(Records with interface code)
--- Start ---

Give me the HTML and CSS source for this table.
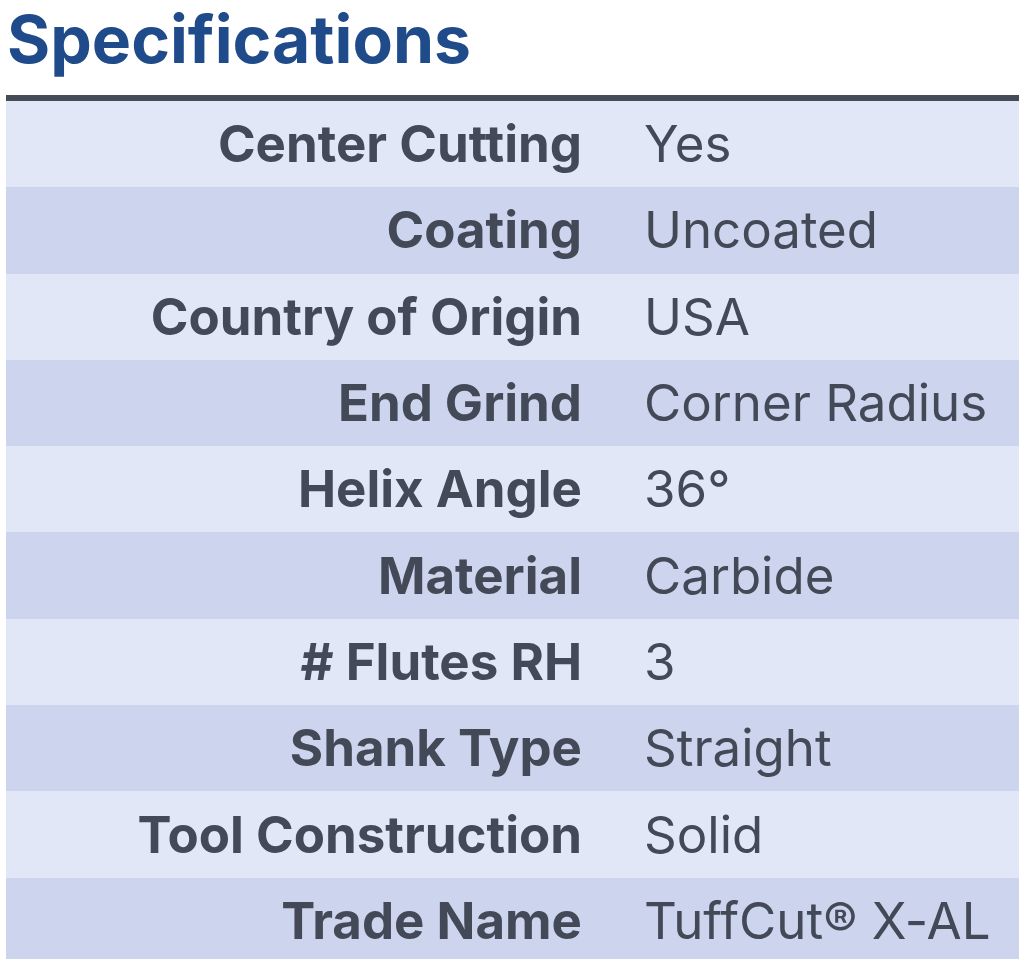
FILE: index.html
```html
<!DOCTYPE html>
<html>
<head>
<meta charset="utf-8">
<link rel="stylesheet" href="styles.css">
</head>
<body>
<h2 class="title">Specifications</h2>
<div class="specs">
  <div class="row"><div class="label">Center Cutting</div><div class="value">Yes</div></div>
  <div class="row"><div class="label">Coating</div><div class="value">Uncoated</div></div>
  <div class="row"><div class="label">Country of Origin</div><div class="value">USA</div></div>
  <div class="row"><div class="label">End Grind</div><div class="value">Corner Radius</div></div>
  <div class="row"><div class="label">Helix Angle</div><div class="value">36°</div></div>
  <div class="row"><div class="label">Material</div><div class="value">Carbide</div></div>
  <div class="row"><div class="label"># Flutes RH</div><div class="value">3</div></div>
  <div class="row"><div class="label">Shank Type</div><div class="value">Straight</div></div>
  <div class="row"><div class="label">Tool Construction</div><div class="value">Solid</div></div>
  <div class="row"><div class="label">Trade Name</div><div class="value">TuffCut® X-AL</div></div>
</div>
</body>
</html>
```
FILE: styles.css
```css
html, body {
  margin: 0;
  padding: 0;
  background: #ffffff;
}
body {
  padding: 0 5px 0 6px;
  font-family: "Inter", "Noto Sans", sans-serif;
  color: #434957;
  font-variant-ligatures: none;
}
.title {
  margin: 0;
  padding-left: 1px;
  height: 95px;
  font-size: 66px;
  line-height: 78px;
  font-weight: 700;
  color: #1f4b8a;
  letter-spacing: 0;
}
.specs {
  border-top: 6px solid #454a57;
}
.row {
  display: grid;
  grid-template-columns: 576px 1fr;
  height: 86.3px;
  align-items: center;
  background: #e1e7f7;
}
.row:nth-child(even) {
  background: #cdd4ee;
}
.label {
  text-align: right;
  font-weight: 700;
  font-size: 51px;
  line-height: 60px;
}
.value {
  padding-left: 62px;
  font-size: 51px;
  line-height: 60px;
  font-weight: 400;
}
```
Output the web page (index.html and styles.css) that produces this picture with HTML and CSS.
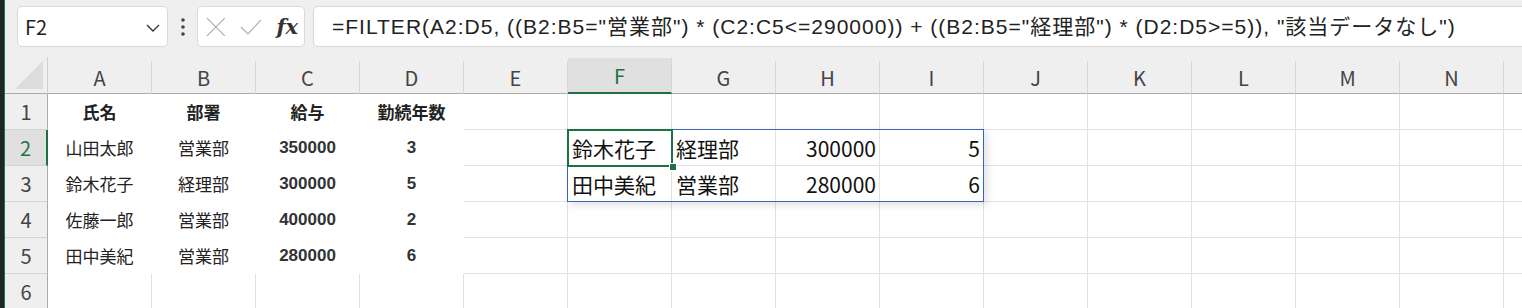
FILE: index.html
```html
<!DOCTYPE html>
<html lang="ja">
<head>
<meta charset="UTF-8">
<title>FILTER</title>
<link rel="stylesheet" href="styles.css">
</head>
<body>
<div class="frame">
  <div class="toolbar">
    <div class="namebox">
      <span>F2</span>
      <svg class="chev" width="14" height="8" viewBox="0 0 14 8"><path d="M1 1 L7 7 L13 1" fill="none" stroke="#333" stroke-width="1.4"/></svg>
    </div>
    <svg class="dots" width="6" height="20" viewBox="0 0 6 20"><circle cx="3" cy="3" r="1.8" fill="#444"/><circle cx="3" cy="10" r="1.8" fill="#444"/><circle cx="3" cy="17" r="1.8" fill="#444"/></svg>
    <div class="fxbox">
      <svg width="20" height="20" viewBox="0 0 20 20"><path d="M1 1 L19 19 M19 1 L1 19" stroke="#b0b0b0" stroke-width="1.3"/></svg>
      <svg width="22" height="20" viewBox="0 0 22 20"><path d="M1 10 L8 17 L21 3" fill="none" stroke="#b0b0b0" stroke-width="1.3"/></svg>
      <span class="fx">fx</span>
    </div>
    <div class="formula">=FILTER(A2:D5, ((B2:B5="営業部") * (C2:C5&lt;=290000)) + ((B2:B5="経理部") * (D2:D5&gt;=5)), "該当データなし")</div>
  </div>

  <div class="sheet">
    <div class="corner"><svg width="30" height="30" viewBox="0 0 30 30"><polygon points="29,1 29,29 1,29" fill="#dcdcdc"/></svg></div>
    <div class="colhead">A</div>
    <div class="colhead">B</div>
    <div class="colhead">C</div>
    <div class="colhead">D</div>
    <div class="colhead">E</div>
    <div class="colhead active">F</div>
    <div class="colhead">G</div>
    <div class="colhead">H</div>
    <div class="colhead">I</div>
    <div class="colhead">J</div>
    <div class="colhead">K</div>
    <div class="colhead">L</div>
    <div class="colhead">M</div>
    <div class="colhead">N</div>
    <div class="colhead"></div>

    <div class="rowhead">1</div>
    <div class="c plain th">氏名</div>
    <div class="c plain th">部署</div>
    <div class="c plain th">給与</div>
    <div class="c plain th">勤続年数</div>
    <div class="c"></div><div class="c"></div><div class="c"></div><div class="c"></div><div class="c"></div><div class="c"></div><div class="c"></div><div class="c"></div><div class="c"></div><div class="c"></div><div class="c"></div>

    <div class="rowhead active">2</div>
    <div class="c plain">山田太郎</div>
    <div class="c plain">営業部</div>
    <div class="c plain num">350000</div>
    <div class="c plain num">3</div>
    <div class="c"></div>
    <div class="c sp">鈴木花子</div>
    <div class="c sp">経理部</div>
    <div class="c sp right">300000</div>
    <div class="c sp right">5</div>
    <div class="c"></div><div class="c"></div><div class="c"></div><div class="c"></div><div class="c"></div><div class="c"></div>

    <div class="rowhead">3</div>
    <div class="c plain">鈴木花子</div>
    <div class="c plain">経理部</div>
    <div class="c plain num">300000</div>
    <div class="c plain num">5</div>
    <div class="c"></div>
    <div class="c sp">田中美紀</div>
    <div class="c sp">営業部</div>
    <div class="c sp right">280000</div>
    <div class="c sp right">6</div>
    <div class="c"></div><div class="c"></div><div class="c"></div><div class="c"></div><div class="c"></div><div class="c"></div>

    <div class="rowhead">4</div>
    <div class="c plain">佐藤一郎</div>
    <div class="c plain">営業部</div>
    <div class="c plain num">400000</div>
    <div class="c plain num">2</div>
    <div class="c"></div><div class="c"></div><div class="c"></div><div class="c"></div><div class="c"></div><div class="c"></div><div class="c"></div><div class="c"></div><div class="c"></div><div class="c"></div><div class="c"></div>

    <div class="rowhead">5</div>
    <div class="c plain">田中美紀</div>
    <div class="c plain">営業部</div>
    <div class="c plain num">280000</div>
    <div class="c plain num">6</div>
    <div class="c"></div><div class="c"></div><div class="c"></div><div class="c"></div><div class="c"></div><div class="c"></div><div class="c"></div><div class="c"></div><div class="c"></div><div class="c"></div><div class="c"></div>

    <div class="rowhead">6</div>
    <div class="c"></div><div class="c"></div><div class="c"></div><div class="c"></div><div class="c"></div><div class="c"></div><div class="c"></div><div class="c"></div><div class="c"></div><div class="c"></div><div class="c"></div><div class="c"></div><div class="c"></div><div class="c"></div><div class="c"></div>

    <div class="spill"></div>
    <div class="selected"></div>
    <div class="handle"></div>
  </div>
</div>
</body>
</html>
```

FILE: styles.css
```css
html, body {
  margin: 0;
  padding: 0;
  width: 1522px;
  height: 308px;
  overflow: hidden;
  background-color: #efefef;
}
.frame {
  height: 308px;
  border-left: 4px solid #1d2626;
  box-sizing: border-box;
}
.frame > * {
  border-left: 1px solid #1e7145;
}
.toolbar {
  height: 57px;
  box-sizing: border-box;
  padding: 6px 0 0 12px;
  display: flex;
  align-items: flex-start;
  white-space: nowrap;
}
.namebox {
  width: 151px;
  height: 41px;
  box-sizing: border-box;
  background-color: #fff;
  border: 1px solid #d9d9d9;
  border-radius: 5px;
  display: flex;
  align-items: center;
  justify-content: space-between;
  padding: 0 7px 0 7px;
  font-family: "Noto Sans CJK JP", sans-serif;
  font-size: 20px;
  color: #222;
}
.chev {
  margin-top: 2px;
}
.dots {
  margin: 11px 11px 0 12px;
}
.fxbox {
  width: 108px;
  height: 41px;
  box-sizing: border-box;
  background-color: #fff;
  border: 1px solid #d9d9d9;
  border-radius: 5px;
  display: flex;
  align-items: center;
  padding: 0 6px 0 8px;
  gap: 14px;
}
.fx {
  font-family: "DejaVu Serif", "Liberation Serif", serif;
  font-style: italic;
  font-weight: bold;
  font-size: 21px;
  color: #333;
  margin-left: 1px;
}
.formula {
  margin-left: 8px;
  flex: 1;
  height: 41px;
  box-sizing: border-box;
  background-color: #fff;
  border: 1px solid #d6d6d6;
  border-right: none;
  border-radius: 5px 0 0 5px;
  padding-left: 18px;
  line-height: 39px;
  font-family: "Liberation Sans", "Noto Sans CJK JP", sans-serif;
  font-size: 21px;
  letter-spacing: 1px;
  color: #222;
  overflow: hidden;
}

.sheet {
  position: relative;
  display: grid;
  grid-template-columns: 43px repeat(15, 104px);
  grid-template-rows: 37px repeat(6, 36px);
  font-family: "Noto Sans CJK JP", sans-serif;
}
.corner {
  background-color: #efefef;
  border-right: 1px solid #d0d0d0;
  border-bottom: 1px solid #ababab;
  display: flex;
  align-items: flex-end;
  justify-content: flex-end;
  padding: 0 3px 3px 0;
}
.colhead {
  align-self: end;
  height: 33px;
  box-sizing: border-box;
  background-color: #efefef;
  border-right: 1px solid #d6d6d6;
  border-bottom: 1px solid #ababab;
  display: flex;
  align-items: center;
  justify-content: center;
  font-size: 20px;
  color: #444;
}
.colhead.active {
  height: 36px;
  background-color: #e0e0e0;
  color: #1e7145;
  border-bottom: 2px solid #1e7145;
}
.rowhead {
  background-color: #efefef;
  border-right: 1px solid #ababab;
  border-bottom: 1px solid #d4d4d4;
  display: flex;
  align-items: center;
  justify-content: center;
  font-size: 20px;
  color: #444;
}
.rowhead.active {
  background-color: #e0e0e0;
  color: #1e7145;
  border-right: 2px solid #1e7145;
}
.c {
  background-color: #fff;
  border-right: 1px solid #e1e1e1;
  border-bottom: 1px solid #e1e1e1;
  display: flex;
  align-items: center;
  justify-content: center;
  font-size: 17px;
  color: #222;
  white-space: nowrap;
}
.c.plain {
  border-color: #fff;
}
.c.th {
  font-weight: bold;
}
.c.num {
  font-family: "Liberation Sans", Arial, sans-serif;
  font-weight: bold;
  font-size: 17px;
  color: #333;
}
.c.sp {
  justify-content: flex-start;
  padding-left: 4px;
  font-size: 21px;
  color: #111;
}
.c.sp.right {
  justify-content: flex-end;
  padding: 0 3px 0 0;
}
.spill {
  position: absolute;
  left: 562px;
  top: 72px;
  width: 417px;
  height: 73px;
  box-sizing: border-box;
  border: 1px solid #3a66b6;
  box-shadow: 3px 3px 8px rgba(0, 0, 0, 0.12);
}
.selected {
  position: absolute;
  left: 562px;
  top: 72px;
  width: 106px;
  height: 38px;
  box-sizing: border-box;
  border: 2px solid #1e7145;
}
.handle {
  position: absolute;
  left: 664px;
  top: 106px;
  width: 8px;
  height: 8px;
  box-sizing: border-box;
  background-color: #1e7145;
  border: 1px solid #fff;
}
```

--- End ---

__Aim__: Your answer should be one number: how many lines in the material above contain the string "this".

__The reply__: 2